> Required task
Transcribe the whole listing below without changing a word, but leave out every image.

◆ ◆ ◆ ◆

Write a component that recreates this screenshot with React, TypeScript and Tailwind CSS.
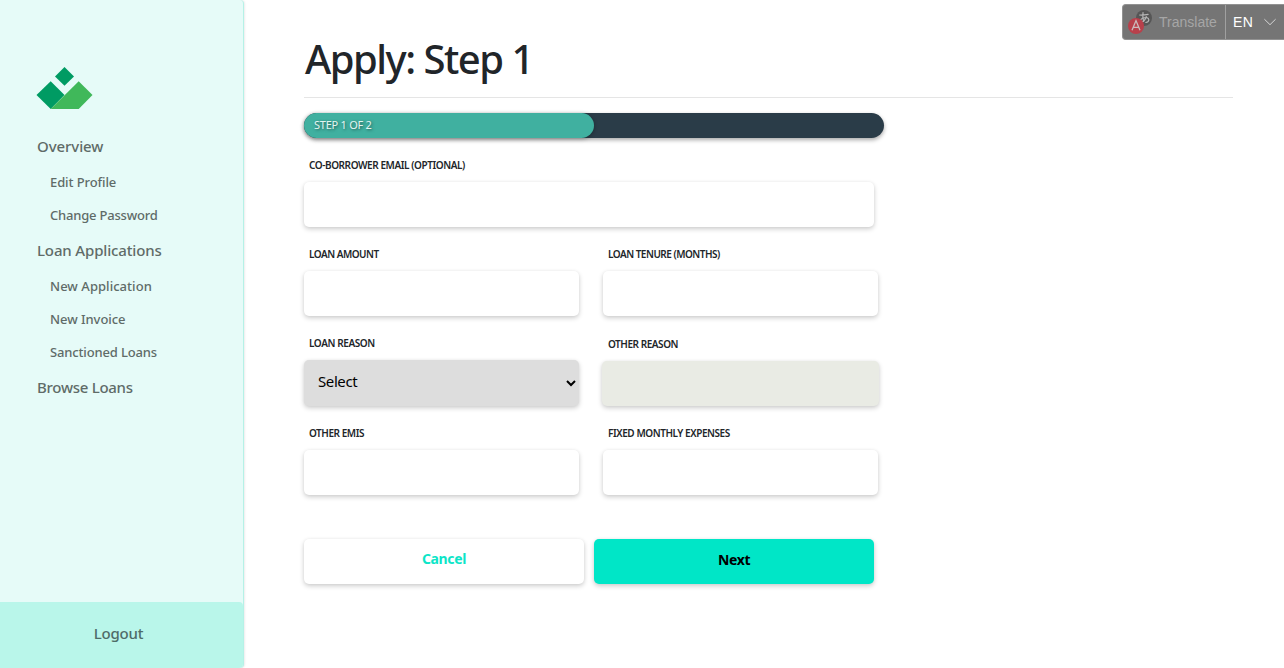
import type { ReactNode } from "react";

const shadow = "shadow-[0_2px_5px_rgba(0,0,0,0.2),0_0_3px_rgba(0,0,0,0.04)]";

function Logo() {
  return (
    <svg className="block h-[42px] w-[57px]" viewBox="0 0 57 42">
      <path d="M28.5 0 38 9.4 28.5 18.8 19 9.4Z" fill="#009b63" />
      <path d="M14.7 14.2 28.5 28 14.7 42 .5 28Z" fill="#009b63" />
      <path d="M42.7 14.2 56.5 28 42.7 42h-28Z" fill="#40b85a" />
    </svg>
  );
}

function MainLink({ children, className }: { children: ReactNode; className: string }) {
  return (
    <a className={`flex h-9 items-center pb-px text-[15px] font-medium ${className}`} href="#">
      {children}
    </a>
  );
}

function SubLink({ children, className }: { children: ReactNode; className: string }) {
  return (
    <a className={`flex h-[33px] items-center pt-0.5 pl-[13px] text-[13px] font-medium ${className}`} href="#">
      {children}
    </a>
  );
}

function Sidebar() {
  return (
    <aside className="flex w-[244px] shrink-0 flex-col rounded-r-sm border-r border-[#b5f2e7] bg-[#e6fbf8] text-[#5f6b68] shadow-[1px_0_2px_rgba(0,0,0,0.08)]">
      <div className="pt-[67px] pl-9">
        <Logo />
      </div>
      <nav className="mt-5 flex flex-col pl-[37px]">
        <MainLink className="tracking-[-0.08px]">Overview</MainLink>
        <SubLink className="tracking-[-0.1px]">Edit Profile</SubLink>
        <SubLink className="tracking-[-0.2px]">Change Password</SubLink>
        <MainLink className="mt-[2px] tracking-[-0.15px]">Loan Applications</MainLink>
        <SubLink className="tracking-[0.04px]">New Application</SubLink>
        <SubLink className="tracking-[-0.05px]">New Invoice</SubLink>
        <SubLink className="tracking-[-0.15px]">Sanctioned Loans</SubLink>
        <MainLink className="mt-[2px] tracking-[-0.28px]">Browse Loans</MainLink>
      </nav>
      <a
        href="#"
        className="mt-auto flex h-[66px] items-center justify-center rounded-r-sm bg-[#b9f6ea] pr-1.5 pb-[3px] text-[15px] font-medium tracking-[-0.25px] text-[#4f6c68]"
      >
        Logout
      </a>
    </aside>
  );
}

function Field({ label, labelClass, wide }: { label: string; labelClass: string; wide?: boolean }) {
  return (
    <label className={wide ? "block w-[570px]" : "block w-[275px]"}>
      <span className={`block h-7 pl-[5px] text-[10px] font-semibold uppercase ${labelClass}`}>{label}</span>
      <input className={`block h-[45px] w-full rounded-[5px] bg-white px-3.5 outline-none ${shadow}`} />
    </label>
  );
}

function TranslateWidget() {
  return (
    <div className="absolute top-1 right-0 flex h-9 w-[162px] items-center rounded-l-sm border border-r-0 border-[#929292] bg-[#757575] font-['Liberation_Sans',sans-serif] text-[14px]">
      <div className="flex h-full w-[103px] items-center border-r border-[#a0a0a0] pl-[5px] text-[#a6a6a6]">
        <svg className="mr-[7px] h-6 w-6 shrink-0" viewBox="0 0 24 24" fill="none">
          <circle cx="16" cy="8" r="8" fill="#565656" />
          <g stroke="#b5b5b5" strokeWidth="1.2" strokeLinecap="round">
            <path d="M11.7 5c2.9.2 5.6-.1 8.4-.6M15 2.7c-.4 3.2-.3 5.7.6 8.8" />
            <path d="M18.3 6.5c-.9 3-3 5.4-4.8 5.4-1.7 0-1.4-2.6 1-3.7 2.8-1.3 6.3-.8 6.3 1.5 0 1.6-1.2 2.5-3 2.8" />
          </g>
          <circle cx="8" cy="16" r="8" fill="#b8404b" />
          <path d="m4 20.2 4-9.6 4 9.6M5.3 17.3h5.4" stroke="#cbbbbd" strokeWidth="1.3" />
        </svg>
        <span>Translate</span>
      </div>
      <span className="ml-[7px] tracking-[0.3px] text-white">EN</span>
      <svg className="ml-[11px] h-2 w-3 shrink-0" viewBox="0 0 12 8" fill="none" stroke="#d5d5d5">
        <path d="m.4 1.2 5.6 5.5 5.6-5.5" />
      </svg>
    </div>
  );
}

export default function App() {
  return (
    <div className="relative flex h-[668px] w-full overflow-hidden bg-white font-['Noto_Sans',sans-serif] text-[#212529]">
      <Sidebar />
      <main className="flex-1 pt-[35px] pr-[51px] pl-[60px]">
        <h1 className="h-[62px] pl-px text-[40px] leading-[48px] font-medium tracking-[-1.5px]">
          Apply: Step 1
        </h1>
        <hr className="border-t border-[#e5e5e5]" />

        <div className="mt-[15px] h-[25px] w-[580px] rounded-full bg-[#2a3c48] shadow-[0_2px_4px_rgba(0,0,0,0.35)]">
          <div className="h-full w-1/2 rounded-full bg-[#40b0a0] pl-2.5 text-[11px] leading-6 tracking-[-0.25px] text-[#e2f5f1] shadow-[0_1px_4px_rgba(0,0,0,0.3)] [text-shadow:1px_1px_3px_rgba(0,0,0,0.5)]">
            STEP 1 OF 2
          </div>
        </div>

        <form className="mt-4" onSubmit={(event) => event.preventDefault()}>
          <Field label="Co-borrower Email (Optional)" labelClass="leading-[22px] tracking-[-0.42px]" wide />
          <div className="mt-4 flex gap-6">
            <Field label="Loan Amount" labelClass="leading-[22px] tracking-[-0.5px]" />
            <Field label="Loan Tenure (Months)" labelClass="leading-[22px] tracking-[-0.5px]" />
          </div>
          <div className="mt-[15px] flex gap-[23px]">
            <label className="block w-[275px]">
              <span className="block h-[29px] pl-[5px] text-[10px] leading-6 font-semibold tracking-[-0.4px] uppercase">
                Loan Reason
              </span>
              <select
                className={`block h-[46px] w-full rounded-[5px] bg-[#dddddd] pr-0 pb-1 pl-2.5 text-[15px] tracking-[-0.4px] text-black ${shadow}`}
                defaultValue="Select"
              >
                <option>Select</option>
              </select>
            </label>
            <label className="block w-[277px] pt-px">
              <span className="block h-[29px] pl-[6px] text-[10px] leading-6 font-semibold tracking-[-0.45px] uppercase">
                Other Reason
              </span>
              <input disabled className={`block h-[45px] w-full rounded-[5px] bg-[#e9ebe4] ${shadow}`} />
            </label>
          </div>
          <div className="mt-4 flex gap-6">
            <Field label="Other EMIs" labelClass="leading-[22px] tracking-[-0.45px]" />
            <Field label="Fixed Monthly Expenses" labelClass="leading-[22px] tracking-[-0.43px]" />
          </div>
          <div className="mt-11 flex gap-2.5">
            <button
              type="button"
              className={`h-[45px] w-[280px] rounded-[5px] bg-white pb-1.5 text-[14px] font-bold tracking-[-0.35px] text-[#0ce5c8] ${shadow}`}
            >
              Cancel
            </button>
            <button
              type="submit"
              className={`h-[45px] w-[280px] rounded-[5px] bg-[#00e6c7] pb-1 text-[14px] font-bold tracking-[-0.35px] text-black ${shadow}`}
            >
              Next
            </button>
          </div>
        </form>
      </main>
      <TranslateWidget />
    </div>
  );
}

◆ ◆ ◆ ◆

> Reply
Write a component that recreates this screenshot with React, TypeScript and Tailwind CSS.
import type { ReactNode } from "react";

const shadow = "shadow-[0_2px_5px_rgba(0,0,0,0.2),0_0_3px_rgba(0,0,0,0.04)]";

function Logo() {
  return (
    <svg className="block h-[42px] w-[57px]" viewBox="0 0 57 42">
      <path d="M28.5 0 38 9.4 28.5 18.8 19 9.4Z" fill="#009b63" />
      <path d="M14.7 14.2 28.5 28 14.7 42 .5 28Z" fill="#009b63" />
      <path d="M42.7 14.2 56.5 28 42.7 42h-28Z" fill="#40b85a" />
    </svg>
  );
}

function MainLink({ children, className }: { children: ReactNode; className: string }) {
  return (
    <a className={`flex h-9 items-center pb-px text-[15px] font-medium ${className}`} href="#">
      {children}
    </a>
  );
}

function SubLink({ children, className }: { children: ReactNode; className: string }) {
  return (
    <a className={`flex h-[33px] items-center pt-0.5 pl-[13px] text-[13px] font-medium ${className}`} href="#">
      {children}
    </a>
  );
}

function Sidebar() {
  return (
    <aside className="flex w-[244px] shrink-0 flex-col rounded-r-sm border-r border-[#b5f2e7] bg-[#e6fbf8] text-[#5f6b68] shadow-[1px_0_2px_rgba(0,0,0,0.08)]">
      <div className="pt-[67px] pl-9">
        <Logo />
      </div>
      <nav className="mt-5 flex flex-col pl-[37px]">
        <MainLink className="tracking-[-0.08px]">Overview</MainLink>
        <SubLink className="tracking-[-0.1px]">Edit Profile</SubLink>
        <SubLink className="tracking-[-0.2px]">Change Password</SubLink>
        <MainLink className="mt-[2px] tracking-[-0.15px]">Loan Applications</MainLink>
        <SubLink className="tracking-[0.04px]">New Application</SubLink>
        <SubLink className="tracking-[-0.05px]">New Invoice</SubLink>
        <SubLink className="tracking-[-0.15px]">Sanctioned Loans</SubLink>
        <MainLink className="mt-[2px] tracking-[-0.28px]">Browse Loans</MainLink>
      </nav>
      <a
        href="#"
        className="mt-auto flex h-[66px] items-center justify-center rounded-r-sm bg-[#b9f6ea] pr-1.5 pb-[3px] text-[15px] font-medium tracking-[-0.25px] text-[#4f6c68]"
      >
        Logout
      </a>
    </aside>
  );
}

function Field({ label, labelClass, wide }: { label: string; labelClass: string; wide?: boolean }) {
  return (
    <label className={wide ? "block w-[570px]" : "block w-[275px]"}>
      <span className={`block h-7 pl-[5px] text-[10px] font-semibold uppercase ${labelClass}`}>{label}</span>
      <input className={`block h-[45px] w-full rounded-[5px] bg-white px-3.5 outline-none ${shadow}`} />
    </label>
  );
}

function TranslateWidget() {
  return (
    <div className="absolute top-1 right-0 flex h-9 w-[162px] items-center rounded-l-sm border border-r-0 border-[#929292] bg-[#757575] font-['Liberation_Sans',sans-serif] text-[14px]">
      <div className="flex h-full w-[103px] items-center border-r border-[#a0a0a0] pl-[5px] text-[#a6a6a6]">
        <svg className="mr-[7px] h-6 w-6 shrink-0" viewBox="0 0 24 24" fill="none">
          <circle cx="16" cy="8" r="8" fill="#565656" />
          <g stroke="#b5b5b5" strokeWidth="1.2" strokeLinecap="round">
            <path d="M11.7 5c2.9.2 5.6-.1 8.4-.6M15 2.7c-.4 3.2-.3 5.7.6 8.8" />
            <path d="M18.3 6.5c-.9 3-3 5.4-4.8 5.4-1.7 0-1.4-2.6 1-3.7 2.8-1.3 6.3-.8 6.3 1.5 0 1.6-1.2 2.5-3 2.8" />
          </g>
          <circle cx="8" cy="16" r="8" fill="#b8404b" />
          <path d="m4 20.2 4-9.6 4 9.6M5.3 17.3h5.4" stroke="#cbbbbd" strokeWidth="1.3" />
        </svg>
        <span>Translate</span>
      </div>
      <span className="ml-[7px] tracking-[0.3px] text-white">EN</span>
      <svg className="ml-[11px] h-2 w-3 shrink-0" viewBox="0 0 12 8" fill="none" stroke="#d5d5d5">
        <path d="m.4 1.2 5.6 5.5 5.6-5.5" />
      </svg>
    </div>
  );
}

export default function App() {
  return (
    <div className="relative flex h-[668px] w-full overflow-hidden bg-white font-['Noto_Sans',sans-serif] text-[#212529]">
      <Sidebar />
      <main className="flex-1 pt-[35px] pr-[51px] pl-[60px]">
        <h1 className="h-[62px] pl-px text-[40px] leading-[48px] font-medium tracking-[-1.5px]">
          Apply: Step 1
        </h1>
        <hr className="border-t border-[#e5e5e5]" />

        <div className="mt-[15px] h-[25px] w-[580px] rounded-full bg-[#2a3c48] shadow-[0_2px_4px_rgba(0,0,0,0.35)]">
          <div className="h-full w-1/2 rounded-full bg-[#40b0a0] pl-2.5 text-[11px] leading-6 tracking-[-0.25px] text-[#e2f5f1] shadow-[0_1px_4px_rgba(0,0,0,0.3)] [text-shadow:1px_1px_3px_rgba(0,0,0,0.5)]">
            STEP 1 OF 2
          </div>
        </div>

        <form className="mt-4" onSubmit={(event) => event.preventDefault()}>
          <Field label="Co-borrower Email (Optional)" labelClass="leading-[22px] tracking-[-0.42px]" wide />
          <div className="mt-4 flex gap-6">
            <Field label="Loan Amount" labelClass="leading-[22px] tracking-[-0.5px]" />
            <Field label="Loan Tenure (Months)" labelClass="leading-[22px] tracking-[-0.5px]" />
          </div>
          <div className="mt-[15px] flex gap-[23px]">
            <label className="block w-[275px]">
              <span className="block h-[29px] pl-[5px] text-[10px] leading-6 font-semibold tracking-[-0.4px] uppercase">
                Loan Reason
              </span>
              <select
                className={`block h-[46px] w-full rounded-[5px] bg-[#dddddd] pr-0 pb-1 pl-2.5 text-[15px] tracking-[-0.4px] text-black ${shadow}`}
                defaultValue="Select"
              >
                <option>Select</option>
              </select>
            </label>
            <label className="block w-[277px] pt-px">
              <span className="block h-[29px] pl-[6px] text-[10px] leading-6 font-semibold tracking-[-0.45px] uppercase">
                Other Reason
              </span>
              <input disabled className={`block h-[45px] w-full rounded-[5px] bg-[#e9ebe4] ${shadow}`} />
            </label>
          </div>
          <div className="mt-4 flex gap-6">
            <Field label="Other EMIs" labelClass="leading-[22px] tracking-[-0.45px]" />
            <Field label="Fixed Monthly Expenses" labelClass="leading-[22px] tracking-[-0.43px]" />
          </div>
          <div className="mt-11 flex gap-2.5">
            <button
              type="button"
              className={`h-[45px] w-[280px] rounded-[5px] bg-white pb-1.5 text-[14px] font-bold tracking-[-0.35px] text-[#0ce5c8] ${shadow}`}
            >
              Cancel
            </button>
            <button
              type="submit"
              className={`h-[45px] w-[280px] rounded-[5px] bg-[#00e6c7] pb-1 text-[14px] font-bold tracking-[-0.35px] text-black ${shadow}`}
            >
              Next
            </button>
          </div>
        </form>
      </main>
      <TranslateWidget />
    </div>
  );
}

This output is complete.